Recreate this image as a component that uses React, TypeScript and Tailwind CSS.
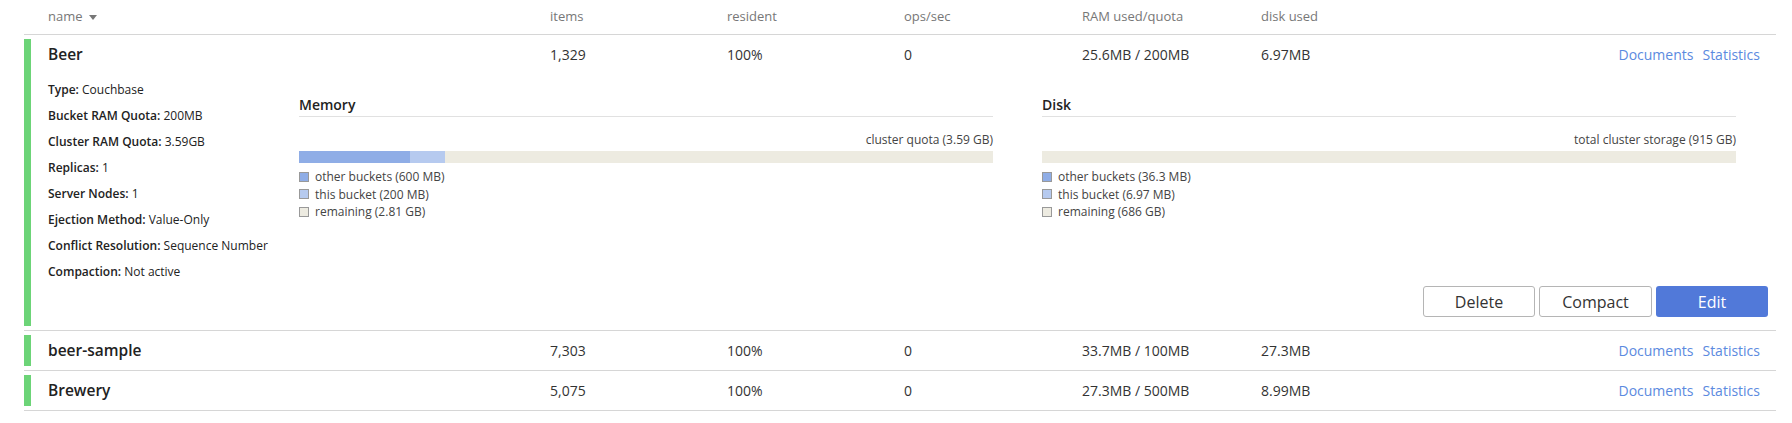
import React from "react";

type Bucket = {
  name: string;
  items: string;
  resident: string;
  ops: string;
  ram: string;
  disk: string;
  open?: boolean;
};

const buckets: Bucket[] = [
  { name: "Beer", items: "1,329", resident: "100%", ops: "0", ram: "25.6MB / 200MB", disk: "6.97MB", open: true },
  { name: "beer-sample", items: "7,303", resident: "100%", ops: "0", ram: "33.7MB / 100MB", disk: "27.3MB" },
  { name: "Brewery", items: "5,075", resident: "100%", ops: "0", ram: "27.3MB / 500MB", disk: "8.99MB" },
];

const details = [
  ["Type:", "Couchbase"],
  ["Bucket RAM Quota:", "200MB"],
  ["Cluster RAM Quota:", "3.59GB"],
  ["Replicas:", "1"],
  ["Server Nodes:", "1"],
  ["Ejection Method:", "Value-Only"],
  ["Conflict Resolution:", "Sequence Number"],
  ["Compaction:", "Not active"],
];

const cols = "grid grid-cols-[502px_177px_177px_178px_179px_200px_1fr] items-center";

function Usage({
  title,
  total,
  other,
  mine,
  legend,
}: {
  title: string;
  total: string;
  other: number;
  mine: number;
  legend: [string, string, string];
}) {
  return (
    <div className="w-[694px]">
      <div className="border-b border-[#e1e1e1] pb-[1px] text-[14px] font-semibold text-[#222]">{title}</div>
      <div className="mt-[14px] text-right text-[12px] text-[#444]">{total}</div>
      <div className="mt-[2px] flex h-[12px] bg-[#edebe1]">
        <div className="h-full bg-[#8fade6]" style={{ width: `${other}%` }} />
        <div className="h-full bg-[#b6caef]" style={{ width: `${mine}%` }} />
      </div>
      <div className="mt-[5px] flex flex-col text-[12px] leading-[17.5px] text-[#444]">
        <div className="flex items-center gap-[6px]">
          <span className="h-[10px] w-[10px] border border-[#999] bg-[#8fade6]" />
          {legend[0]}
        </div>
        <div className="flex items-center gap-[6px]">
          <span className="h-[10px] w-[10px] border border-[#999] bg-[#b6caef]" />
          {legend[1]}
        </div>
        <div className="flex items-center gap-[6px]">
          <span className="h-[10px] w-[10px] border border-[#999] bg-[#edebe1]" />
          {legend[2]}
        </div>
      </div>
    </div>
  );
}

function Row({ b }: { b: Bucket }) {
  return (
    <div className="border-b border-[#d6d6d6] py-[4px]">
      <div className="border-l-[7px] border-[#6cd477] pl-[17px]">
        <div className={`${cols} h-[31px] text-[14px] text-[#333]`}>
          <div className="text-[15.5px] font-semibold text-[#222]">{b.name}</div>
          <div>{b.items}</div>
          <div>{b.resident}</div>
          <div>{b.ops}</div>
          <div>{b.ram}</div>
          <div>{b.disk}</div>
          <div className="flex justify-end gap-[9px] pr-[16px] text-[#5b8ae0]">
            <span>Documents</span>
            <span>Statistics</span>
          </div>
        </div>
        {b.open && (
          <div className="pb-[9px]">
            <div className="flex pt-[7px]">
              <div className="flex w-[251px] flex-col text-[12px] leading-[26px] text-[#222]">
                {details.map(([k, v]) => (
                  <div key={k}>
                    <span className="font-semibold">{k}</span> {v}
                  </div>
                ))}
              </div>
              <div className="flex gap-[49px] pt-[17px]">
                <Usage
                  title="Memory"
                  total="cluster quota (3.59 GB)"
                  other={16}
                  mine={5}
                  legend={["other buckets (600 MB)", "this bucket (200 MB)", "remaining (2.81 GB)"]}
                />
                <Usage
                  title="Disk"
                  total="total cluster storage (915 GB)"
                  other={0}
                  mine={0}
                  legend={["other buckets (36.3 MB)", "this bucket (6.97 MB)", "remaining (686 GB)"]}
                />
              </div>
            </div>
            <div className="mt-[1px] flex justify-end gap-[4px] pr-[8px]">
              <button className="h-[31px] w-[112px] rounded-[3px] border border-[#b5b5b5] bg-white text-[16px] text-[#333]">
                Delete
              </button>
              <button className="h-[31px] w-[113px] rounded-[3px] border border-[#b5b5b5] bg-white text-[16px] text-[#333]">
                Compact
              </button>
              <button className="h-[31px] w-[112px] rounded-[3px] bg-[#5179d9] text-[16px] text-white">Edit</button>
            </div>
          </div>
        )}
      </div>
    </div>
  );
}

export default function App() {
  return (
    <div className="h-[423px] w-[1792px] bg-white font-['Open_Sans',sans-serif]">
      <div className="ml-[24px] mr-[16px]">
        <div className={`${cols} h-[35px] border-b border-[#d6d6d6] pl-[24px] text-[13px] text-[#777]`}>
          <div className="flex items-center gap-[6px]">
            name
            <svg width="8" height="5" viewBox="0 0 8 5">
              <path d="M0 0h8L4 5z" fill="#777" />
            </svg>
          </div>
          <div>items</div>
          <div>resident</div>
          <div>ops/sec</div>
          <div>RAM used/quota</div>
          <div>disk used</div>
          <div />
        </div>
        {buckets.map((b) => (
          <Row key={b.name} b={b} />
        ))}
      </div>
    </div>
  );
}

*YOUR TASK:*
Without the pictures, output the full listing exactly as it stands.

*THE RESPONSE:*
Recreate this image as a component that uses React, TypeScript and Tailwind CSS.
import React from "react";

type Bucket = {
  name: string;
  items: string;
  resident: string;
  ops: string;
  ram: string;
  disk: string;
  open?: boolean;
};

const buckets: Bucket[] = [
  { name: "Beer", items: "1,329", resident: "100%", ops: "0", ram: "25.6MB / 200MB", disk: "6.97MB", open: true },
  { name: "beer-sample", items: "7,303", resident: "100%", ops: "0", ram: "33.7MB / 100MB", disk: "27.3MB" },
  { name: "Brewery", items: "5,075", resident: "100%", ops: "0", ram: "27.3MB / 500MB", disk: "8.99MB" },
];

const details = [
  ["Type:", "Couchbase"],
  ["Bucket RAM Quota:", "200MB"],
  ["Cluster RAM Quota:", "3.59GB"],
  ["Replicas:", "1"],
  ["Server Nodes:", "1"],
  ["Ejection Method:", "Value-Only"],
  ["Conflict Resolution:", "Sequence Number"],
  ["Compaction:", "Not active"],
];

const cols = "grid grid-cols-[502px_177px_177px_178px_179px_200px_1fr] items-center";

function Usage({
  title,
  total,
  other,
  mine,
  legend,
}: {
  title: string;
  total: string;
  other: number;
  mine: number;
  legend: [string, string, string];
}) {
  return (
    <div className="w-[694px]">
      <div className="border-b border-[#e1e1e1] pb-[1px] text-[14px] font-semibold text-[#222]">{title}</div>
      <div className="mt-[14px] text-right text-[12px] text-[#444]">{total}</div>
      <div className="mt-[2px] flex h-[12px] bg-[#edebe1]">
        <div className="h-full bg-[#8fade6]" style={{ width: `${other}%` }} />
        <div className="h-full bg-[#b6caef]" style={{ width: `${mine}%` }} />
      </div>
      <div className="mt-[5px] flex flex-col text-[12px] leading-[17.5px] text-[#444]">
        <div className="flex items-center gap-[6px]">
          <span className="h-[10px] w-[10px] border border-[#999] bg-[#8fade6]" />
          {legend[0]}
        </div>
        <div className="flex items-center gap-[6px]">
          <span className="h-[10px] w-[10px] border border-[#999] bg-[#b6caef]" />
          {legend[1]}
        </div>
        <div className="flex items-center gap-[6px]">
          <span className="h-[10px] w-[10px] border border-[#999] bg-[#edebe1]" />
          {legend[2]}
        </div>
      </div>
    </div>
  );
}

function Row({ b }: { b: Bucket }) {
  return (
    <div className="border-b border-[#d6d6d6] py-[4px]">
      <div className="border-l-[7px] border-[#6cd477] pl-[17px]">
        <div className={`${cols} h-[31px] text-[14px] text-[#333]`}>
          <div className="text-[15.5px] font-semibold text-[#222]">{b.name}</div>
          <div>{b.items}</div>
          <div>{b.resident}</div>
          <div>{b.ops}</div>
          <div>{b.ram}</div>
          <div>{b.disk}</div>
          <div className="flex justify-end gap-[9px] pr-[16px] text-[#5b8ae0]">
            <span>Documents</span>
            <span>Statistics</span>
          </div>
        </div>
        {b.open && (
          <div className="pb-[9px]">
            <div className="flex pt-[7px]">
              <div className="flex w-[251px] flex-col text-[12px] leading-[26px] text-[#222]">
                {details.map(([k, v]) => (
                  <div key={k}>
                    <span className="font-semibold">{k}</span> {v}
                  </div>
                ))}
              </div>
              <div className="flex gap-[49px] pt-[17px]">
                <Usage
                  title="Memory"
                  total="cluster quota (3.59 GB)"
                  other={16}
                  mine={5}
                  legend={["other buckets (600 MB)", "this bucket (200 MB)", "remaining (2.81 GB)"]}
                />
                <Usage
                  title="Disk"
                  total="total cluster storage (915 GB)"
                  other={0}
                  mine={0}
                  legend={["other buckets (36.3 MB)", "this bucket (6.97 MB)", "remaining (686 GB)"]}
                />
              </div>
            </div>
            <div className="mt-[1px] flex justify-end gap-[4px] pr-[8px]">
              <button className="h-[31px] w-[112px] rounded-[3px] border border-[#b5b5b5] bg-white text-[16px] text-[#333]">
                Delete
              </button>
              <button className="h-[31px] w-[113px] rounded-[3px] border border-[#b5b5b5] bg-white text-[16px] text-[#333]">
                Compact
              </button>
              <button className="h-[31px] w-[112px] rounded-[3px] bg-[#5179d9] text-[16px] text-white">Edit</button>
            </div>
          </div>
        )}
      </div>
    </div>
  );
}

export default function App() {
  return (
    <div className="h-[423px] w-[1792px] bg-white font-['Open_Sans',sans-serif]">
      <div className="ml-[24px] mr-[16px]">
        <div className={`${cols} h-[35px] border-b border-[#d6d6d6] pl-[24px] text-[13px] text-[#777]`}>
          <div className="flex items-center gap-[6px]">
            name
            <svg width="8" height="5" viewBox="0 0 8 5">
              <path d="M0 0h8L4 5z" fill="#777" />
            </svg>
          </div>
          <div>items</div>
          <div>resident</div>
          <div>ops/sec</div>
          <div>RAM used/quota</div>
          <div>disk used</div>
          <div />
        </div>
        {buckets.map((b) => (
          <Row key={b.name} b={b} />
        ))}
      </div>
    </div>
  );
}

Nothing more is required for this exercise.